KOMPAS.com - Presiden Joko Widodo menjajal Light Rail Transit (LRT) di Palembang, SUmatera Selatan.
Secara resmi, LRT Palembang akan beroperasi pada 10 Agustus 2018, sebagai salah satu transportasi pendukung pelaksaan Asian Games yang juga berlangsung di Palembang, 18 Agustus 2018.
LRT Palembang memiliki panjang 22,3 meter dengan melintasi 13 stasiun. LRT ini terdiri dari 8 train set.
Enam train set siap dioperasikan dan dua train set cadangan. Masing-masing train set terdiri dari 3 kereta dengan kapasitas kondisi nyaman 346 orang.
Beroperasinya LRT di Palembang menandai perkembangan perkeretaapian di Pulau Sumatera.
Jika melihat ke belakang, seperti apa kisah perkeretaapian di Sumatera?
Pada masanya, di pulau ini, kereta api menjadi moda transportasi andalan untuk kepentingan pengangkutan hasil perkebunan.
Kereta api di Sumatera Barat
Perkembangan kereta api di Sumatera Barat (Sumbar) pada awalnya digunakan untuk distribusi kopi dari daerah Bukit Tinggi, Payakumbuh, Tanah Datar maupun Pasaman ke pusat perdagangan di Padang.
Selanjutnya, seiring berjalannya waktu, ada penambahan akses untuk mempermudah pengangkutan batu bara di daerah Sawah Lunto.

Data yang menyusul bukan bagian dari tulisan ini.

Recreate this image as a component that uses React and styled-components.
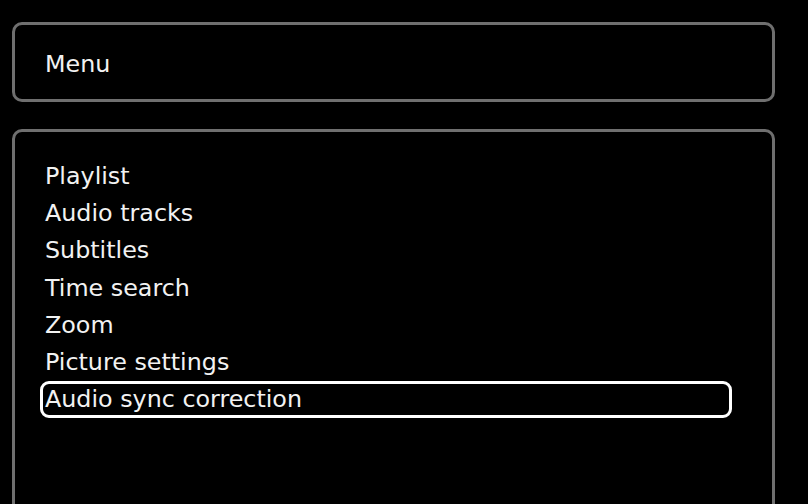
import React from 'react';
import styled, { createGlobalStyle } from 'styled-components';

const Global = createGlobalStyle`
  html, body {
    margin: 0;
    padding: 0;
    background: #000;
    overflow: hidden;
  }
  body {
    font-family: "DejaVu Sans", Verdana, sans-serif;
    color: #f2f2f2;
  }
`

const Screen = styled.div`
  width: 808px;
  height: 504px;
  box-sizing: border-box;
  padding: 22px 33px 0 12px;
  display: flex;
  flex-direction: column;
  gap: 27px;
  overflow: hidden;
`

const Panel = styled.div`
  border: 3px solid #6f6f6f;
  border-radius: 10px;
  box-sizing: border-box;
  flex-shrink: 0;
`

const Header = styled(Panel)`
  height: 80px;
  display: flex;
  align-items: center;
  padding: 3px 0 0 30px;
  font-size: 23.8px;
`

const Body = styled(Panel)`
  height: 420px;
  padding: 25px 40px 0 25px;
`

const List = styled.ul`
  list-style: none;
  margin: 0;
  padding: 0;
  display: flex;
  flex-direction: column;
`

const Item = styled.li`
  height: 37.3px;
  display: flex;
  align-items: center;
  font-size: 23.8px;
  box-sizing: border-box;
  border: 3px solid ${p => (p.$active ? '#fff' : 'transparent')};
  border-radius: 9px;
  padding-left: 2px;
  white-space: nowrap;
`

const items = [
  'Playlist',
  'Audio tracks',
  'Subtitles',
  'Time search',
  'Zoom',
  'Picture settings',
  'Audio sync correction',
];

export default function App() {
  return (
    <>
      <Global />
      <Screen>
        <Header>Menu</Header>
        <Body>
          <List>
            {items.map((t, i) => (
              <Item key={t} $active={i === items.length - 1}>{t}</Item>
            ))}
          </List>
        </Body>
      </Screen>
    </>
  )
}
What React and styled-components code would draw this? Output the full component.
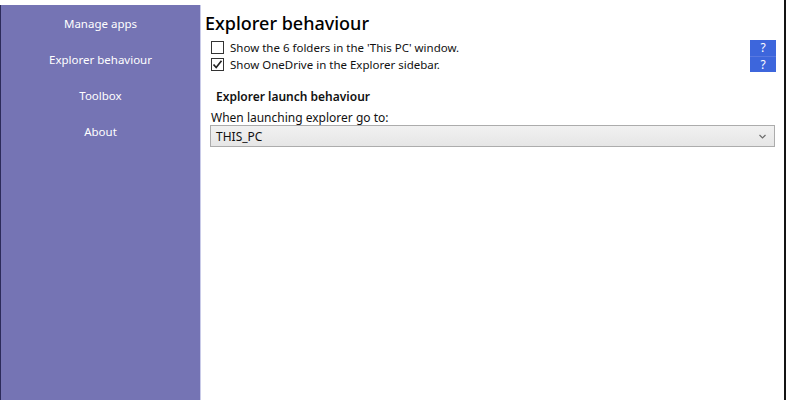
import React, { useState } from 'react';
import styled, { createGlobalStyle } from 'styled-components';

const GlobalStyle = createGlobalStyle`
  html, body {
    margin: 0;
    padding: 0;
    background: #ffffff;
  }
  #root {
    height: 400px;
  }
`;

const menuItems = ['Manage apps', 'Explorer behaviour', 'Toolbox', 'About'];

const App = () => {
  const [showFolders, setShowFolders] = useState(false);
  const [showOneDrive, setShowOneDrive] = useState(true);

  return (
    <>
      <GlobalStyle />
      <Window>
        <Sidebar>
          {menuItems.map((item) => (
            <MenuItem key={item}>{item}</MenuItem>
          ))}
        </Sidebar>
        <Content>
          <Title>Explorer behaviour</Title>
          <OptionsRow>
            <Options>
              <CheckRow>
                <Box checked={showFolders} onClick={() => setShowFolders(!showFolders)}>
                  {showFolders && <Tick />}
                </Box>
                <CheckLabel>Show the 6 folders in the 'This PC' window.</CheckLabel>
              </CheckRow>
              <CheckRow>
                <Box checked={showOneDrive} onClick={() => setShowOneDrive(!showOneDrive)}>
                  {showOneDrive && <Tick />}
                </Box>
                <CheckLabel>Show OneDrive in the Explorer sidebar.</CheckLabel>
              </CheckRow>
            </Options>
            <HelpStack>
              <HelpButton>?</HelpButton>
              <HelpButton divided>?</HelpButton>
            </HelpStack>
          </OptionsRow>
          <SectionTitle>Explorer launch behaviour</SectionTitle>
          <FieldLabel>When launching explorer go to:</FieldLabel>
          <Select>
            <span>THIS_PC</span>
            <Chevron viewBox="0 0 7 5">
              <path d="M0.5 1 L3.5 4 L6.5 1" fill="none" stroke="#6d6d6d" strokeWidth="1.2" />
            </Chevron>
          </Select>
        </Content>
      </Window>
    </>
  );
};

const Tick = () => (
  <svg width="11" height="11" viewBox="0 0 11 11">
    <path d="M1.5 5.5 L4.2 8.5 L9.5 1.8" fill="none" stroke="#222" strokeWidth="1.7" />
  </svg>
);

const Window = styled.div`
  display: flex;
  height: 400px;
  width: 786px;
  border-right: 2px solid #141414;
  font-family: 'Noto Sans', 'Open Sans', sans-serif;
  box-sizing: border-box;
`;

const Sidebar = styled.nav`
  width: 199px;
  margin-top: 5px;
  background-color: #7574b4;
  border-left: 1px solid #2c2b5a;
  border-right: 1px solid #c9cbe8;
  display: flex;
  flex-direction: column;
  align-items: center;
  padding-top: 10px;
  gap: 19px;
`;

const MenuItem = styled.div`
  color: #ffffff;
  font-size: 11.5px;
  line-height: 17px;
  cursor: pointer;
`;

const Content = styled.main`
  flex: 1;
  padding: 11px 9px 0 4px;
  display: flex;
  flex-direction: column;
`;

const Title = styled.h1`
  margin: 0;
  font-size: 18px;
  font-weight: 500;
  line-height: 25px;
  color: #000000;
`;

const OptionsRow = styled.div`
  display: flex;
  justify-content: space-between;
  align-items: flex-start;
  margin-top: 4px;
`;

const Options = styled.div`
  display: flex;
  flex-direction: column;
  gap: 3px;
  padding-left: 6px;
`;

const CheckRow = styled.label`
  display: flex;
  align-items: center;
  gap: 6px;
  height: 14px;
`;

const Box = styled.span`
  width: 11px;
  height: 11px;
  border: 1px solid #333333;
  background: #ffffff;
  display: flex;
  align-items: center;
  justify-content: center;
`;

const CheckLabel = styled.span`
  font-size: 11.5px;
  color: #111111;
`;

const HelpStack = styled.div`
  display: flex;
  flex-direction: column;
  width: 26px;
  height: 32px;
  margin-right: -1px;
  background: #3d66dc;
`;

const HelpButton = styled.div`
  height: 16px;
  box-sizing: border-box;
  background: #3d66dc;
  color: #ffffff;
  font-size: 12px;
  line-height: 15px;
  text-align: center;
  border-top: ${({ divided }) => (divided ? '1px solid #5878e0' : 'none')};
`;

const SectionTitle = styled.div`
  margin-top: 16px;
  padding-left: 11px;
  font-size: 12px;
  font-weight: 600;
  color: #111111;
`;

const FieldLabel = styled.div`
  margin-top: 4px;
  padding-left: 6px;
  font-size: 12px;
  color: #111111;
`;

const Select = styled.div`
  margin: -1px 0 0 5px;
  height: 22px;
  border: 1px solid #acacac;
  background: linear-gradient(#f1f1f1, #e6e6e6);
  display: flex;
  align-items: center;
  justify-content: space-between;
  padding: 0 8px 0 5px;
  font-size: 12px;
  color: #111111;
  box-sizing: border-box;
`;

const Chevron = styled.svg`
  width: 7px;
  height: 5px;
`;

export default App;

Rencana ini dipermudah dan disanggupi oleh pihak kolonial Belanda yang ketika itu mengetahui adanya penambangan batu bara dengan kualitas baik.
Pada 1891, dibangun rel kereta api dari Teluk Bayur menuju Sawah Lunto yang dimulai dari Stasiun Pulo Aer ke Stasiun Padang Panjang sepanjang 17 km.
Dengan dibangunnya akses ini, dimulailah perkeretaapian di Sumatera Barat. Sumatra Staats Spoorwegen (SSS) merupakan pelopor dalam pembangunan jalur tersebut.
Dalam perkembangannya, jalur kereta api sepanjang 240 kilometer dibangun di Sumatera Barat.
Setelah kemerdekaan, perkembangan kereta api semakin baik sejak berdirinya Djawatan Kereta Api Republik Indonesia dengan perusahaan kereta api swasta yang tergabung dalam SS/VS (Staatsspoorwagen/Vereningde Spoorwagenbedrijf).